Mountain in British Columbia, Canada

Mount Loki is a 2779 m mountain summit located in British Columbia, Canada.

==Description==
This prominent peak is situated 13 km southeast of Kaslo on the eastern side of Kootenay Lake. It is part of the Purcell Mountains and the nearest higher neighbor is Mount Baldr, 5.5 km to the northeast. Precipitation runoff from the peak's slopes drains west to Kootenay Lake via Loki and Bernard creeks. Topographic relief is significant as the summit rises 1,480 metres (4,855 ft) above Loki Creek in approximately 2.5 km and 2,250 metres (7,382 ft) above Kootenay Lake in 7 km.
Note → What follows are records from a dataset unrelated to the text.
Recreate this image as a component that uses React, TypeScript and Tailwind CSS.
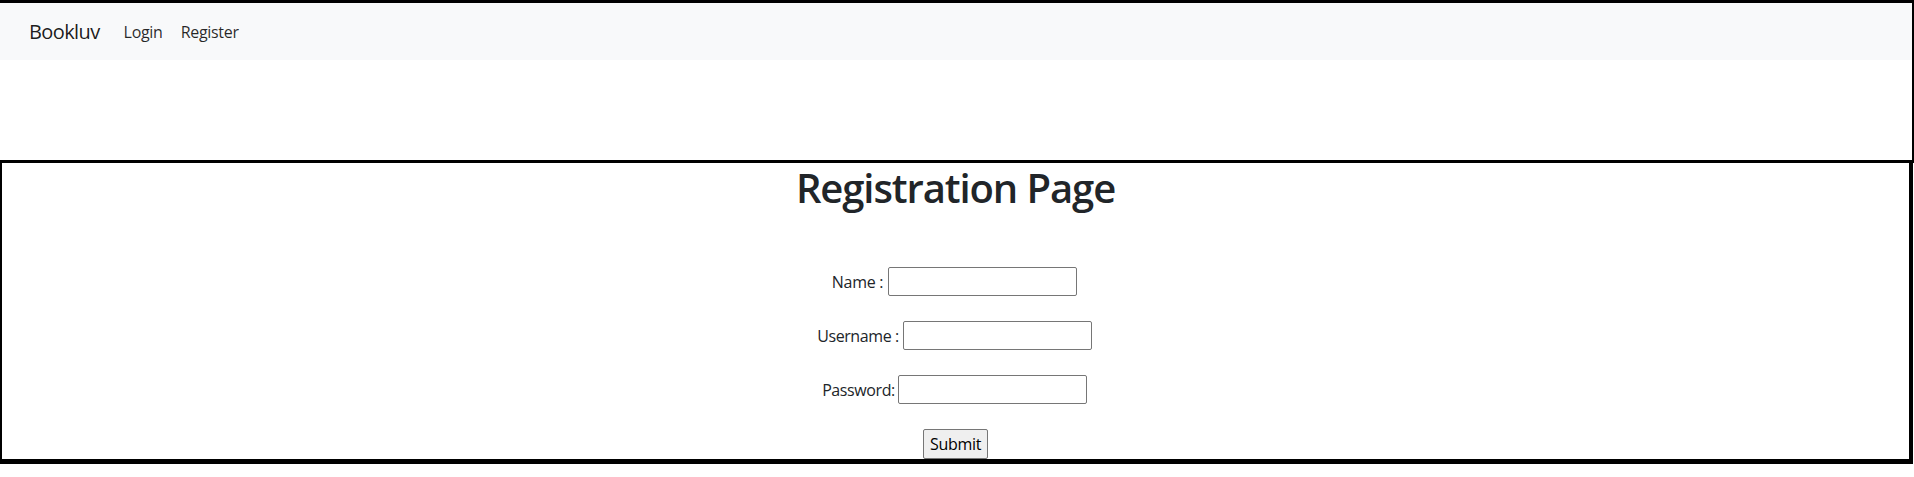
import React from "react";

export default function App() {
  const font = { fontFamily: '"Open Sans", "Noto Sans", Arial, sans-serif' };
  return (
    <div className="w-[1914px] h-[477px] bg-white text-[#212529]" style={font}>
      <div className="h-[163px] border-t-[3px] border-r-2 border-b-[3px] border-black">
        <nav className="h-[57px] bg-[#f8f9fa] flex items-center pl-[29px]">
          <span className="text-[20px] text-black/90 mr-[24px] tracking-[-0.6px]">Bookluv</span>
          <a className="text-[16px] text-black/85 mr-[18px] tracking-[-0.3px]">Login</a>
          <a className="text-[16px] text-black/85 tracking-[-0.3px]">Register</a>
        </nav>
      </div>
      <div className="h-[301px] mr-[1px] border-l-2 border-r-4 border-b-[5px] border-black flex flex-col items-center">
        <h1 className="text-[40px] leading-[48px] font-semibold tracking-[-1.1px] mt-[1px]">Registration Page</h1>
        <div className="flex flex-col items-center gap-[25px] mt-[55px] text-[16px]">
          <div className="flex items-center gap-[5px] -ml-[2px]">
            <label className="tracking-[-0.3px]">Name :</label>
            <input className="w-[189px] h-[29px] border border-[#767676] rounded-[2px] bg-white" />
          </div>
          <div className="flex items-center gap-[4px] -ml-[2px]">
            <label className="tracking-[-0.4px]">Username :</label>
            <input className="w-[189px] h-[29px] border border-[#767676] rounded-[2px] bg-white" />
          </div>
          <div className="flex items-center gap-[3px] -ml-[2px]">
            <label className="tracking-[-0.4px]">Password:</label>
            <input type="password" className="w-[189px] h-[29px] border border-[#767676] rounded-[2px] bg-white" />
          </div>
          <button className="w-[65px] h-[30px] border border-[#767676] rounded-[2px] bg-[#efefef] text-[16px] text-black tracking-[-0.3px]">
            Submit
          </button>
        </div>
      </div>
    </div>
  );
}
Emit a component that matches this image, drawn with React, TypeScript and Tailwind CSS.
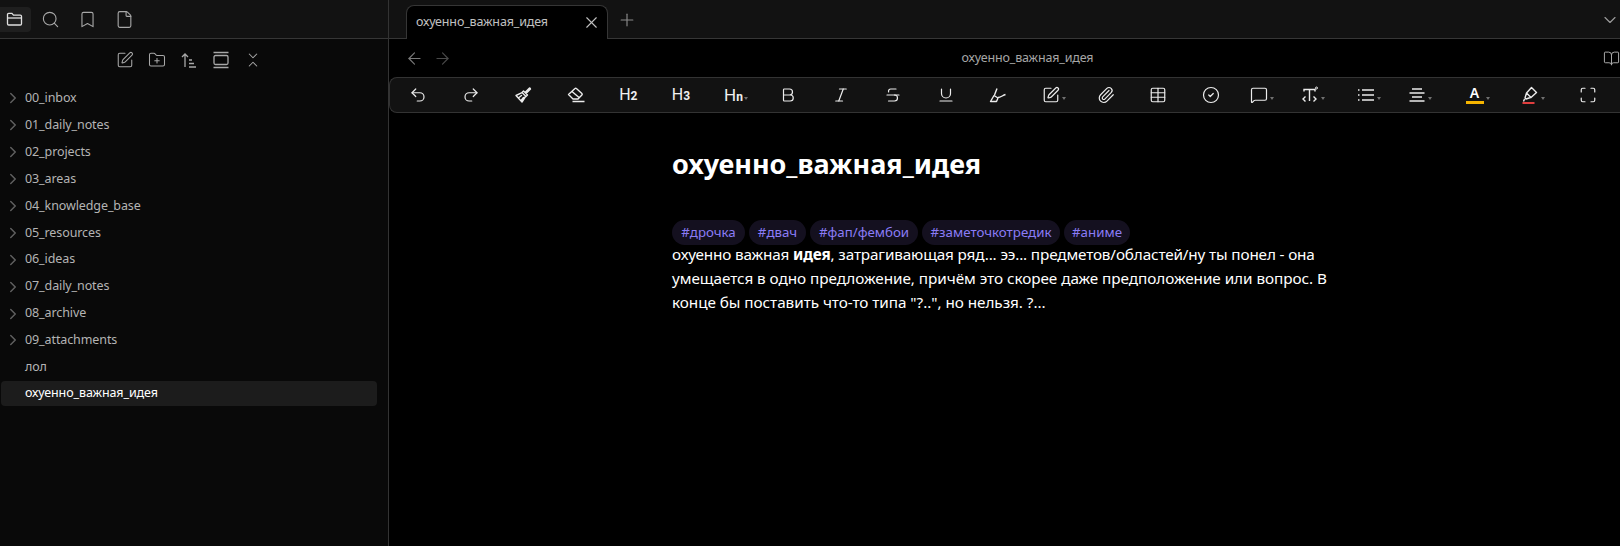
import type { ReactNode } from 'react'
import {
  Undo2, Redo2, Bold, Italic, Strikethrough, Underline, SquarePen, Paperclip, Table,
  CircleCheck, MessageSquare, Maximize, ChevronRight, ChevronDown, X, Plus,
  ArrowLeft, ArrowRight, BookOpen, Search, Bookmark, File, FolderPlus, ChevronsDownUp,
} from 'lucide-react'

const FOLDERS = [
  '00_inbox', '01_daily_notes', '02_projects', '03_areas', '04_knowledge_base',
  '05_resources', '06_ideas', '07_daily_notes', '08_archive', '09_attachments',
]

const TAGS = [
  { label: '#дрочка', width: 'w-[73px]' },
  { label: '#двач', width: 'w-[57px]' },
  { label: '#фап/фембои', width: 'w-[108px]' },
  { label: '#заметочкотредик', width: 'w-[138px]' },
  { label: '#аниме', width: 'w-[66px]' },
]

function Tool({ children, caret, width = 'w-[18px]' }: { children: ReactNode; caret?: boolean; width?: string }) {
  return (
    <div className={`relative h-[18px] flex items-center text-[#ececec] ${width}`}>
      <div className="w-[18px] h-[18px] flex items-center justify-center shrink-0">{children}</div>
      {caret && (
        <span className="absolute left-[20px] bottom-[4px] w-0 h-0 border-x-[2.5px] border-t-[3px] border-x-transparent border-t-[#707070]" />
      )}
    </div>
  )
}

function Heading({ n, big }: { n: string; big?: boolean }) {
  return (
    <span className={`font-['Roboto',sans-serif] leading-none text-[#f0f0f0] whitespace-nowrap ${big ? 'text-[17px]' : 'text-[16px]'}`}>
      H<span className="text-[12px] font-bold">{n}</span>
    </span>
  )
}

const ic = { size: 20, strokeWidth: 1.6 }

export default function App() {
  return (
    <div className="w-[1620px] h-[546px] flex bg-black overflow-hidden font-['Noto_Sans',sans-serif]">
      {/* Sidebar */}
      <aside className="w-[389px] shrink-0 flex flex-col bg-[#090909] border-r border-[#333]">
        <div className="h-[39px] shrink-0 flex items-center gap-[5px] bg-[#121212] border-b border-[#363636]">
          <div className="w-[31px] h-[25px] pr-[2px] rounded-r-[4px] bg-[#1f1f1f] flex items-center justify-center text-[#e0e0e0]">
            <svg width="17" height="17" viewBox="0 0 17 17" fill="none" stroke="currentColor" strokeWidth="1.3">
              <path d="M1.5 5.5V3.5a1.2 1.2 0 0 1 1.2-1.2h3.2l1.6 1.8h6.8a1.2 1.2 0 0 1 1.2 1.2v7.5a1.2 1.2 0 0 1-1.2 1.2H2.7a1.2 1.2 0 0 1-1.2-1.2z" />
              <path d="M1.5 7h14" />
            </svg>
          </div>
          <div className="w-[32px] flex justify-center text-[#a8a8a8] -ml-[2px]"><Search size={19} strokeWidth={1.4} /></div>
          <div className="w-[32px] flex justify-center text-[#a8a8a8]"><Bookmark size={19} strokeWidth={1.4} /></div>
          <div className="w-[32px] flex justify-center text-[#a8a8a8]"><File size={19} strokeWidth={1.4} /></div>
        </div>

        <div className="h-[42px] shrink-0 flex items-center justify-center gap-[14px] text-[#a8a8a8] pr-[10px]">
          <SquarePen size={18} strokeWidth={1.4} />
          <FolderPlus size={18} strokeWidth={1.4} />
          <svg width="18" height="18" viewBox="0 0 18 18" fill="none" stroke="currentColor" strokeWidth="1.3">
            <path d="M5 16V3M2 6l3-3 3 3M9 9h3M9 12.5h5M9 16h7" />
          </svg>
          <svg width="18" height="18" viewBox="0 0 18 18" fill="none" stroke="currentColor" strokeWidth="1.3">
            <path d="M1.5 1.5h15M1.5 16.5h15" />
            <rect x="2" y="4.5" width="14" height="9" rx="1.5" />
          </svg>
          <ChevronsDownUp size={18} strokeWidth={1.4} />
        </div>

        <nav className="flex flex-col pt-[4px] pr-[11px] pl-px text-[12.5px] tracking-[-0.1px] text-[#b4b4b4]">
          {FOLDERS.map(f => (
            <div key={f} className="h-[26.9px] flex items-center">
              <ChevronRight size={18} strokeWidth={2} className="ml-[3px] mr-[3px] text-[#5f5f5f]" />
              <span>{f}</span>
            </div>
          ))}
          <div className="h-[27px] flex items-center pl-[24px]">лол</div>
          <div className="h-[25px] flex items-center pl-[24px] rounded-[4px] bg-[#1c1c1c] text-white">охуенно_важная_идея</div>
        </nav>
      </aside>

      {/* Main */}
      <main className="flex-1 min-w-0 flex flex-col">
        <div className="h-[39px] shrink-0 flex items-end bg-[#121212] border-b border-[#363636] relative">
          <div className="ml-[17px] w-[202px] h-[34px] -mb-px flex items-center justify-between pl-[9px] pr-[6px] bg-black border border-b-0 border-[#363636] rounded-t-[8px]">
            <span className="text-[12.5px] tracking-[-0.15px] text-[#c0c0c0]">охуенно_важная_идея</span>
            <X size={19} strokeWidth={1.4} className="text-[#c0c0c0]" />
          </div>
          <Plus size={20} strokeWidth={1.4} className="ml-[9px] mb-[8px] text-[#8a8a8a]" />
          <ChevronDown size={20} strokeWidth={1.4} className="absolute right-0 top-[10px] text-[#9a9a9a]" />
        </div>

        <div className="h-[38px] shrink-0 flex items-center relative">
          <ArrowLeft size={19} strokeWidth={1.4} className="ml-[16px] text-[#7a7a7a]" />
          <ArrowRight size={19} strokeWidth={1.4} className="ml-[9px] text-[#4a4a4a]" />
          <span className="absolute left-0 right-0 text-center text-[12.5px] tracking-[-0.15px] text-[#a6a6a6] pl-[46px]">охуенно_важная_идея</span>
          <BookOpen size={17} strokeWidth={1.4} className="absolute right-0 text-[#a8a8a8]" />
        </div>

        <div className="h-[36px] shrink-0 flex items-center justify-between pl-[19px] pr-[23px] bg-[#121212] border border-r-0 border-[#333] rounded-l-[8px]">
          <Tool><Undo2 {...ic} /></Tool>
          <Tool><Redo2 {...ic} /></Tool>
          <Tool>
            <svg width="18" height="18" viewBox="0 0 18 18" fill="none" stroke="currentColor" strokeWidth="1.4" strokeLinejoin="round" strokeLinecap="round">
              <path d="M11 6.5l4.5-4.5a1.2 1.2 0 0 1 1 1L12 7.5zM9.5 5l4 4-1.5 1.5-4-4zM7.5 6.8L2 9.5l6 6.5 3.5-5.5M5 11.5l2.5-2M7.5 14l2-2.5" />
            </svg>
          </Tool>
          <Tool>
            <svg width="18" height="18" viewBox="0 0 18 18" fill="none" stroke="currentColor" strokeWidth="1.4" strokeLinejoin="round">
              <path d="M1.5 8.5L8 2.5a1 1 0 0 1 1.4 0l5.5 5a1 1 0 0 1 0 1.4L11 13H6zM5 5.5l7 6M5.5 15.5h12" />
            </svg>
          </Tool>
          <Tool><Heading n="2" /></Tool>
          <Tool><Heading n="3" /></Tool>
          <Tool caret width="w-[20px]"><Heading n="n" big /></Tool>
          <Tool><Bold {...ic} /></Tool>
          <Tool><Italic {...ic} /></Tool>
          <Tool><Strikethrough {...ic} /></Tool>
          <Tool><Underline {...ic} /></Tool>
          <Tool>
            <svg width="18" height="18" viewBox="0 0 18 18" fill="none" stroke="currentColor" strokeWidth="1.4" strokeLinejoin="round">
              <path d="M1.5 15.5h6l1.5-3.5-4-2.5zM5.5 9l2.5-6.5M9 11.5c2.5 0 4.5-2 7.5-3" />
            </svg>
          </Tool>
          <Tool caret width="w-[20px]"><SquarePen {...ic} /></Tool>
          <Tool><Paperclip {...ic} /></Tool>
          <Tool><Table {...ic} /></Tool>
          <Tool width="w-[14px]"><CircleCheck {...ic} /></Tool>
          <Tool caret width="w-[16px]"><MessageSquare {...ic} /></Tool>
          <Tool caret width="w-[22px]">
            <svg width="18" height="18" viewBox="0 0 18 18" fill="none" stroke="currentColor" strokeWidth="1.4">
              <path d="M3 5.5V3.5h11v2M8.5 3.5V15M4.5 10.5l-2.5 2.5 2.5 2.5M12.5 10.5l2.5 2.5-2.5 2.5" />
              <circle cx="15.5" cy="2" r="1" strokeWidth="1" />
            </svg>
          </Tool>
          <Tool caret width="w-[16px]">
            <svg width="18" height="18" viewBox="0 0 18 18" fill="none" stroke="currentColor" strokeWidth="1.6">
              <path d="M5 4h12M5 9h12M5 14h12M1 4h1.5M1 9h1.5M1 14h1.5" />
            </svg>
          </Tool>
          <Tool caret width="w-[23px]">
            <svg width="18" height="18" viewBox="0 0 18 18" fill="none" stroke="currentColor" strokeWidth="1.5">
              <path d="M4 3h10M1.5 7h15M4 11h10M1.5 15h15" />
            </svg>
          </Tool>
          <Tool caret width="w-[21px]">
            <div className="flex flex-col items-center">
              <span className="text-[14px] leading-[14px] font-semibold text-white">A</span>
              <span className="w-[18px] h-[3px] bg-[#f5b400] mt-px" />
            </div>
          </Tool>
          <Tool caret width="w-[23px]">
            <svg width="18" height="18" viewBox="0 0 18 18" fill="none">
              <path d="M10.5 1.5l5 5-5.5 5-4.5-4.5zM5.5 7l-1.5 5 1 1 4.5-1.5M3.5 13l-1 2.5" stroke="currentColor" strokeWidth="1.4" strokeLinejoin="round" />
              <path d="M1.5 17h12" stroke="#e03e3e" strokeWidth="2" />
            </svg>
          </Tool>
          <Tool><Maximize {...ic} /></Tool>
        </div>

        {/* Note */}
        <article className="pl-[283px] pt-[33px] text-white">
          <h1 className="text-[27px] leading-[36px] font-bold">охуенно_важная_идея</h1>
          <div className="flex gap-1 mt-[38px]">
            {TAGS.map(t => (
              <span key={t.label} className={`h-[25px] flex items-center justify-center rounded-full bg-[#14101f] text-[13.3px] text-[#8b7cf6] ${t.width}`}>{t.label}</span>
            ))}
          </div>
          <p className="text-[15.3px] tracking-[-0.05px] leading-[24px] -mt-[3px] w-[700px]">
            <span className="tracking-[-0.15px]">охуенно важная <b>идея</b>, затрагивающая ряд... ээ... предметов/областей/ну ты понел - она</span><br />
            умещается в одно предложение, причём это скорее даже предположение или вопрос. В<br />
            конце бы поставить что-то типа "?..", но нельзя. ?...
          </p>
        </article>
      </main>
    </div>
  )
}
The peak can be seen from Highway 31.

==Etymology==
The mountain is named for Loki, a mischievous character in Norse mythology able to change his shape and engage in sight-deceiving magic. The toponym was officially adopted on December 7, 1937, by the Geographical Names Board of Canada as originally labelled on George Mercer Dawson's Geological Survey of Canada map published in 1890. Dawson applied names derived from Scandinavian mythology to several of the mountain ranges and peaks in Southern Kootenay.

==Climate==
Based on the Köppen climate classification, Mount Loki is located in a subarctic climate zone of western North America. Winter temperatures can drop below −20 °C with wind chill factors below −30 °C. The months July through September offer the most favorable weather for climbing Mount Loki.